Em Tractatus Logico-philosophicus Wittgenstein concebeu a linguagem como um instrumento do qual nos ocupamos para designar as coisas. Trata-se de uma concepção objetivista na qual a linguagem fica reduzida a um meio que tem a função de comunicar e designar o que já é conhecido sem linguagem. Há um dualismo antropológico (cisão entre o pensar e o falar), isso significa que linguagem e conhecimento acontecem separadamente. Primeiro se conhece algo e depois se utiliza a linguagem para comunicar esse algo, ou seja, a linguagem não é condição de possibilidade do conhecimento, mas sim um instrumento secundário.

Desse modo, Wittgenstein não faz nada mais que explicitar a teoria da linguagem desde o Crátilo de Platão: “para a metafísica clássica, o conhecimento verdadeiro consiste na captação da essência imutável das coisas, o que, precisamente, é depois comunicado pela linguagem”. Ora, se à linguagem cabe simplesmente a tarefa de comunicar, ela não contribui nem para o processo do conhecimento e o acesso à verdade do mundo, nem para a maturação do sujeito envolvido nesse processo, ou seja, para a constituição do si-mesmo.

Porém, o mesmo Wittgenstein percebeu o erro que foi considerar a linguagem desse modo,  Há quatro anos, porém, tive oportunidade de reler meu primeiro livro (o Tractatus Logico-philosophicus) e de esclarecer seus pensamentos. De súbito, pareceu-me dever publicar juntos aqueles velhos pensamentos e os novos, pois estes apenas poderiam ser verdadeiramente compreendidos por sua oposição ao meu velho modo de pensar, tendo-o como pano de fundo.

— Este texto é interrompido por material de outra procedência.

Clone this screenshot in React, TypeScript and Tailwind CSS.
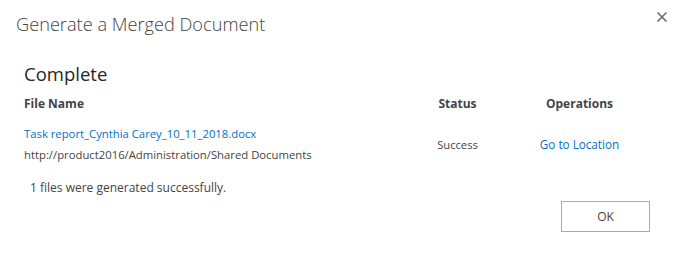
import React from 'react';

const font = { fontFamily: '"Open Sans", "Noto Sans", Arial, sans-serif' };

export default function App() {
  return (
    <div className="w-[680px] h-[265px] bg-white text-[#444] relative" style={font}>
      {/* close button */}
      <button className="absolute top-[12px] left-[657px] w-[10px] h-[10px] text-[#666]">
        <svg width="10" height="10" viewBox="0 0 10 10" className="block">
          <path d="M0.5 0.5 L9.5 9.5 M9.5 0.5 L0.5 9.5" stroke="currentColor" strokeWidth="1.5" />
        </svg>
      </button>

      <div className="pl-[16px] pt-[10px]">
        <h1 className="text-[18.2px] font-light leading-[28px] text-[#444]">Generate a Merged Document</h1>
      </div>

      <div className="pl-[24px] pr-[30px] pt-[24px]">
        <h2 className="text-[18.5px] leading-[24px] text-[#262626]">Complete</h2>

        <table className="mt-[6px] w-[620px] text-[12px] border-collapse">
          <thead>
            <tr className="h-[24px]">
              <th className="text-left font-bold text-[#444] p-0 w-[376px]">File Name</th>
              <th className="text-center font-bold text-[#444] p-0 w-[115px]">Status</th>
              <th className="text-center font-bold text-[#444] p-0">Operations</th>
            </tr>
          </thead>
          <tbody>
            <tr>
              <td className="pt-[7px] p-0 text-[11.3px]">
                <a href="#" className="block text-[#0072c6] leading-[21px]">
                  Task report_Cynthia Carey_10_11_2018.docx
                </a>
                <div className="leading-[21px] text-[#444]">http://product2016/Administration/Shared Documents</div>
              </td>
              <td className="text-center align-middle pt-[9px] text-[11.2px]">Success</td>
              <td className="text-center align-middle pt-[9px] text-[11.7px]">
                <a href="#" className="text-[#0072c6]">Go to Location</a>
              </td>
            </tr>
          </tbody>
        </table>

        <p className="pl-[6px] mt-[13px] text-[12px] leading-[20px] text-[#444]">1 files were generated successfully.</p>

        <div className="flex justify-end mt-[3px]">
          <button className="w-[89px] h-[31px] border border-[#ababab] bg-white text-[12px] text-[#444]">OK</button>
        </div>
      </div>
    </div>
  );
}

E, na seqüência, diz ele, “com efeito, desde que há dezesseis anos comecei novamente a me ocupar de filosofia, tive de reconhecer os graves erros que publicara naquele primeiro livro”. Para o escritor do Tractatus a linguagem cotidiana é uma barreira que se deve transpor para alcançar a linguagem ideal cuja estrutura corresponde à da realidade, como se uma fosse o espelho da outra.

Se, primeiramente, Wittgenstein concebe a linguagem humana, cotidiana, ambígua, como um impedimento, um empecilho não só para alcançar uma idealidade e univocidade na linguagem, mas também para alcançar a verdade, a compreensão dos fatos e, conseqüentemente, de si mesmo e dos outros, para o autor das Investigações filosóficas a linguagem é a própria possibilidade do pensamento.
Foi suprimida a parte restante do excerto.